* start Data *

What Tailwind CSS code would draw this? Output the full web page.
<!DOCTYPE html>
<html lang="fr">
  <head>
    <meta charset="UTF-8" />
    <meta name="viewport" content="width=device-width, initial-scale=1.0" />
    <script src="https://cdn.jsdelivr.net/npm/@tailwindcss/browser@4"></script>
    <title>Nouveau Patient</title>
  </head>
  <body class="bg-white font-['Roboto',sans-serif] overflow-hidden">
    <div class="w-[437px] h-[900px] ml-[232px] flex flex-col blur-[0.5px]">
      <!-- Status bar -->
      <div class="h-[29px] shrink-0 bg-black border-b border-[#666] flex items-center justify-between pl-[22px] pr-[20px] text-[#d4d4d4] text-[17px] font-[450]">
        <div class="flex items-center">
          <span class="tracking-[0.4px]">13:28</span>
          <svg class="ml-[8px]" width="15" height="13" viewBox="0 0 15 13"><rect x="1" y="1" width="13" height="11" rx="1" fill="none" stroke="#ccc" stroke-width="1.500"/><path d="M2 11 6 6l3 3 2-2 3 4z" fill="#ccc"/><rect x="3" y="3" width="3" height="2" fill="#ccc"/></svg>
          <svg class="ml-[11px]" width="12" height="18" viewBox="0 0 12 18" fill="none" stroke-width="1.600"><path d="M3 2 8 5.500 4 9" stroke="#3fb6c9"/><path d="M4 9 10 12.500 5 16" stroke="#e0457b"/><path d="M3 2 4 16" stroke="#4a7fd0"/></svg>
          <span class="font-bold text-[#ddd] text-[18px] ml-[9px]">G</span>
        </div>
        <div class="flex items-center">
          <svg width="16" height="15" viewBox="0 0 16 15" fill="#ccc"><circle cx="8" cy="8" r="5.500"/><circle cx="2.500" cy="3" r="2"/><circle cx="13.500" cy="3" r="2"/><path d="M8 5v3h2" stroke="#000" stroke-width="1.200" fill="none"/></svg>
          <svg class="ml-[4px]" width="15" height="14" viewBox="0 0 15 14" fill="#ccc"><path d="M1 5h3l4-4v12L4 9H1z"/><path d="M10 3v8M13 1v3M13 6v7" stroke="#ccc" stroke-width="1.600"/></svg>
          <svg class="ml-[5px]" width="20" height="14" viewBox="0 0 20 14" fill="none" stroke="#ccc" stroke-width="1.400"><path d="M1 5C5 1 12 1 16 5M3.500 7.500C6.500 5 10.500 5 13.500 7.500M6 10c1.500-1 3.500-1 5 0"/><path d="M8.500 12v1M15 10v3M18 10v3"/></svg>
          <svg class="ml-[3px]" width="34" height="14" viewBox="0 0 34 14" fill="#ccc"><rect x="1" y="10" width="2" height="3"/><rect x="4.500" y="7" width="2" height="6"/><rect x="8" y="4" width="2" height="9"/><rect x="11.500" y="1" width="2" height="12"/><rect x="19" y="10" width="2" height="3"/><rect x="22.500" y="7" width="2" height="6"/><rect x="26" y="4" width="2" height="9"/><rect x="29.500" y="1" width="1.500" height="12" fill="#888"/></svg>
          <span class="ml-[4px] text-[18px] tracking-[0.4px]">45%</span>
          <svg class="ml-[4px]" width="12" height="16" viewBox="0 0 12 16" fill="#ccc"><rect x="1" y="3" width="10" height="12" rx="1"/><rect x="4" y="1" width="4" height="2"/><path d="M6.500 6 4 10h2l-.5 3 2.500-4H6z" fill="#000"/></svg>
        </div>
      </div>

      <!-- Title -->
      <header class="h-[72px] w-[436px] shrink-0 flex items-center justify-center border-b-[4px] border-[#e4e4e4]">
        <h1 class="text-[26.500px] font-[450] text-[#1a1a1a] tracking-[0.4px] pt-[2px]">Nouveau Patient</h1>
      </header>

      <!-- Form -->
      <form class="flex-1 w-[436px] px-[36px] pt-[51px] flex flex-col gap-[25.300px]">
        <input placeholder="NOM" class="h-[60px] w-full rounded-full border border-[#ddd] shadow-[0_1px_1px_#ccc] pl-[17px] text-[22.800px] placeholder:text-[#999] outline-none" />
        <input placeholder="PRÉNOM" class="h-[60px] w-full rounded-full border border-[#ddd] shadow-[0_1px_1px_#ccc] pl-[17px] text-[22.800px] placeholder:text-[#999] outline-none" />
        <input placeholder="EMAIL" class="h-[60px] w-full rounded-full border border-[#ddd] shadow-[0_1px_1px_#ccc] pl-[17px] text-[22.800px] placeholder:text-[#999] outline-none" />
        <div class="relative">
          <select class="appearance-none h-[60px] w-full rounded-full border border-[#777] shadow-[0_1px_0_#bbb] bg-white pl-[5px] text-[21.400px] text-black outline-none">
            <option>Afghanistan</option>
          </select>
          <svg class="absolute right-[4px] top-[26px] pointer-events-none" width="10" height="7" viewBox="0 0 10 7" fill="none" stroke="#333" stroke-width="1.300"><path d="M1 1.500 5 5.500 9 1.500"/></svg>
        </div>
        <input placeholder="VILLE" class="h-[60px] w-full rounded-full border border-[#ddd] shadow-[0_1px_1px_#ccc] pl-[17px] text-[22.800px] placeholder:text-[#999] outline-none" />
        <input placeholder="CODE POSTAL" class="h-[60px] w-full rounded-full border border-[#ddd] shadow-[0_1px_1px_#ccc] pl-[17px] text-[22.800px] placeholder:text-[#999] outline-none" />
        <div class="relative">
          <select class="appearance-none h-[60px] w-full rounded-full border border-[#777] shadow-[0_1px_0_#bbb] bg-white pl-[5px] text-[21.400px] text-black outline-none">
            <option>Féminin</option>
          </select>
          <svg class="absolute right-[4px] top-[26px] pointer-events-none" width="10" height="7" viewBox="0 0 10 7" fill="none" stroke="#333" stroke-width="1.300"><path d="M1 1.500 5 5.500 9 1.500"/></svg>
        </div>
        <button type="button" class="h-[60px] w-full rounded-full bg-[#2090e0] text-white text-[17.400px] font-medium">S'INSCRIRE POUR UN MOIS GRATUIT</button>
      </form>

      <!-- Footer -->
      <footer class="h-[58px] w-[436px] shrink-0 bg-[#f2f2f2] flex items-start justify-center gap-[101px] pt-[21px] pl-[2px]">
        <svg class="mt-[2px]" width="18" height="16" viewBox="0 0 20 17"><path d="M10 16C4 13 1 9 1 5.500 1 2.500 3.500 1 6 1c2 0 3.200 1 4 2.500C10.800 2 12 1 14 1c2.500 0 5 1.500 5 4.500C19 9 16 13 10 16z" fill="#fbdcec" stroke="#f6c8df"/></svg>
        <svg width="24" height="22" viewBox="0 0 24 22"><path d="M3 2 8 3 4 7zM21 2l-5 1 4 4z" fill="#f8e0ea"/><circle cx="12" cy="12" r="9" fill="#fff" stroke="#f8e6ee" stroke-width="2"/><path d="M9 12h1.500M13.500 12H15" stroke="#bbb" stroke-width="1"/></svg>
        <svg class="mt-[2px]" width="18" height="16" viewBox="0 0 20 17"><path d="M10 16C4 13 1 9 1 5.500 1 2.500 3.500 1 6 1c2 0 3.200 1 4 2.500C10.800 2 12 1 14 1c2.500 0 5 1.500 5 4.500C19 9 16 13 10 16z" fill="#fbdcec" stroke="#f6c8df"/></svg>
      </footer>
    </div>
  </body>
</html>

* end Data *

Return the listing above in its exact form.

Written response:
What Tailwind CSS code would draw this? Output the full web page.
<!DOCTYPE html>
<html lang="fr">
  <head>
    <meta charset="UTF-8" />
    <meta name="viewport" content="width=device-width, initial-scale=1.0" />
    <script src="https://cdn.jsdelivr.net/npm/@tailwindcss/browser@4"></script>
    <title>Nouveau Patient</title>
  </head>
  <body class="bg-white font-['Roboto',sans-serif] overflow-hidden">
    <div class="w-[437px] h-[900px] ml-[232px] flex flex-col blur-[0.5px]">
      <!-- Status bar -->
      <div class="h-[29px] shrink-0 bg-black border-b border-[#666] flex items-center justify-between pl-[22px] pr-[20px] text-[#d4d4d4] text-[17px] font-[450]">
        <div class="flex items-center">
          <span class="tracking-[0.4px]">13:28</span>
          <svg class="ml-[8px]" width="15" height="13" viewBox="0 0 15 13"><rect x="1" y="1" width="13" height="11" rx="1" fill="none" stroke="#ccc" stroke-width="1.500"/><path d="M2 11 6 6l3 3 2-2 3 4z" fill="#ccc"/><rect x="3" y="3" width="3" height="2" fill="#ccc"/></svg>
          <svg class="ml-[11px]" width="12" height="18" viewBox="0 0 12 18" fill="none" stroke-width="1.600"><path d="M3 2 8 5.500 4 9" stroke="#3fb6c9"/><path d="M4 9 10 12.500 5 16" stroke="#e0457b"/><path d="M3 2 4 16" stroke="#4a7fd0"/></svg>
          <span class="font-bold text-[#ddd] text-[18px] ml-[9px]">G</span>
        </div>
        <div class="flex items-center">
          <svg width="16" height="15" viewBox="0 0 16 15" fill="#ccc"><circle cx="8" cy="8" r="5.500"/><circle cx="2.500" cy="3" r="2"/><circle cx="13.500" cy="3" r="2"/><path d="M8 5v3h2" stroke="#000" stroke-width="1.200" fill="none"/></svg>
          <svg class="ml-[4px]" width="15" height="14" viewBox="0 0 15 14" fill="#ccc"><path d="M1 5h3l4-4v12L4 9H1z"/><path d="M10 3v8M13 1v3M13 6v7" stroke="#ccc" stroke-width="1.600"/></svg>
          <svg class="ml-[5px]" width="20" height="14" viewBox="0 0 20 14" fill="none" stroke="#ccc" stroke-width="1.400"><path d="M1 5C5 1 12 1 16 5M3.500 7.500C6.500 5 10.500 5 13.500 7.500M6 10c1.500-1 3.500-1 5 0"/><path d="M8.500 12v1M15 10v3M18 10v3"/></svg>
          <svg class="ml-[3px]" width="34" height="14" viewBox="0 0 34 14" fill="#ccc"><rect x="1" y="10" width="2" height="3"/><rect x="4.500" y="7" width="2" height="6"/><rect x="8" y="4" width="2" height="9"/><rect x="11.500" y="1" width="2" height="12"/><rect x="19" y="10" width="2" height="3"/><rect x="22.500" y="7" width="2" height="6"/><rect x="26" y="4" width="2" height="9"/><rect x="29.500" y="1" width="1.500" height="12" fill="#888"/></svg>
          <span class="ml-[4px] text-[18px] tracking-[0.4px]">45%</span>
          <svg class="ml-[4px]" width="12" height="16" viewBox="0 0 12 16" fill="#ccc"><rect x="1" y="3" width="10" height="12" rx="1"/><rect x="4" y="1" width="4" height="2"/><path d="M6.500 6 4 10h2l-.5 3 2.500-4H6z" fill="#000"/></svg>
        </div>
      </div>

      <!-- Title -->
      <header class="h-[72px] w-[436px] shrink-0 flex items-center justify-center border-b-[4px] border-[#e4e4e4]">
        <h1 class="text-[26.500px] font-[450] text-[#1a1a1a] tracking-[0.4px] pt-[2px]">Nouveau Patient</h1>
      </header>

      <!-- Form -->
      <form class="flex-1 w-[436px] px-[36px] pt-[51px] flex flex-col gap-[25.300px]">
        <input placeholder="NOM" class="h-[60px] w-full rounded-full border border-[#ddd] shadow-[0_1px_1px_#ccc] pl-[17px] text-[22.800px] placeholder:text-[#999] outline-none" />
        <input placeholder="PRÉNOM" class="h-[60px] w-full rounded-full border border-[#ddd] shadow-[0_1px_1px_#ccc] pl-[17px] text-[22.800px] placeholder:text-[#999] outline-none" />
        <input placeholder="EMAIL" class="h-[60px] w-full rounded-full border border-[#ddd] shadow-[0_1px_1px_#ccc] pl-[17px] text-[22.800px] placeholder:text-[#999] outline-none" />
        <div class="relative">
          <select class="appearance-none h-[60px] w-full rounded-full border border-[#777] shadow-[0_1px_0_#bbb] bg-white pl-[5px] text-[21.400px] text-black outline-none">
            <option>Afghanistan</option>
          </select>
          <svg class="absolute right-[4px] top-[26px] pointer-events-none" width="10" height="7" viewBox="0 0 10 7" fill="none" stroke="#333" stroke-width="1.300"><path d="M1 1.500 5 5.500 9 1.500"/></svg>
        </div>
        <input placeholder="VILLE" class="h-[60px] w-full rounded-full border border-[#ddd] shadow-[0_1px_1px_#ccc] pl-[17px] text-[22.800px] placeholder:text-[#999] outline-none" />
        <input placeholder="CODE POSTAL" class="h-[60px] w-full rounded-full border border-[#ddd] shadow-[0_1px_1px_#ccc] pl-[17px] text-[22.800px] placeholder:text-[#999] outline-none" />
        <div class="relative">
          <select class="appearance-none h-[60px] w-full rounded-full border border-[#777] shadow-[0_1px_0_#bbb] bg-white pl-[5px] text-[21.400px] text-black outline-none">
            <option>Féminin</option>
          </select>
          <svg class="absolute right-[4px] top-[26px] pointer-events-none" width="10" height="7" viewBox="0 0 10 7" fill="none" stroke="#333" stroke-width="1.300"><path d="M1 1.500 5 5.500 9 1.500"/></svg>
        </div>
        <button type="button" class="h-[60px] w-full rounded-full bg-[#2090e0] text-white text-[17.400px] font-medium">S'INSCRIRE POUR UN MOIS GRATUIT</button>
      </form>

      <!-- Footer -->
      <footer class="h-[58px] w-[436px] shrink-0 bg-[#f2f2f2] flex items-start justify-center gap-[101px] pt-[21px] pl-[2px]">
        <svg class="mt-[2px]" width="18" height="16" viewBox="0 0 20 17"><path d="M10 16C4 13 1 9 1 5.500 1 2.500 3.500 1 6 1c2 0 3.200 1 4 2.500C10.800 2 12 1 14 1c2.500 0 5 1.500 5 4.500C19 9 16 13 10 16z" fill="#fbdcec" stroke="#f6c8df"/></svg>
        <svg width="24" height="22" viewBox="0 0 24 22"><path d="M3 2 8 3 4 7zM21 2l-5 1 4 4z" fill="#f8e0ea"/><circle cx="12" cy="12" r="9" fill="#fff" stroke="#f8e6ee" stroke-width="2"/><path d="M9 12h1.500M13.500 12H15" stroke="#bbb" stroke-width="1"/></svg>
        <svg class="mt-[2px]" width="18" height="16" viewBox="0 0 20 17"><path d="M10 16C4 13 1 9 1 5.500 1 2.500 3.500 1 6 1c2 0 3.200 1 4 2.500C10.800 2 12 1 14 1c2.500 0 5 1.500 5 4.500C19 9 16 13 10 16z" fill="#fbdcec" stroke="#f6c8df"/></svg>
      </footer>
    </div>
  </body>
</html>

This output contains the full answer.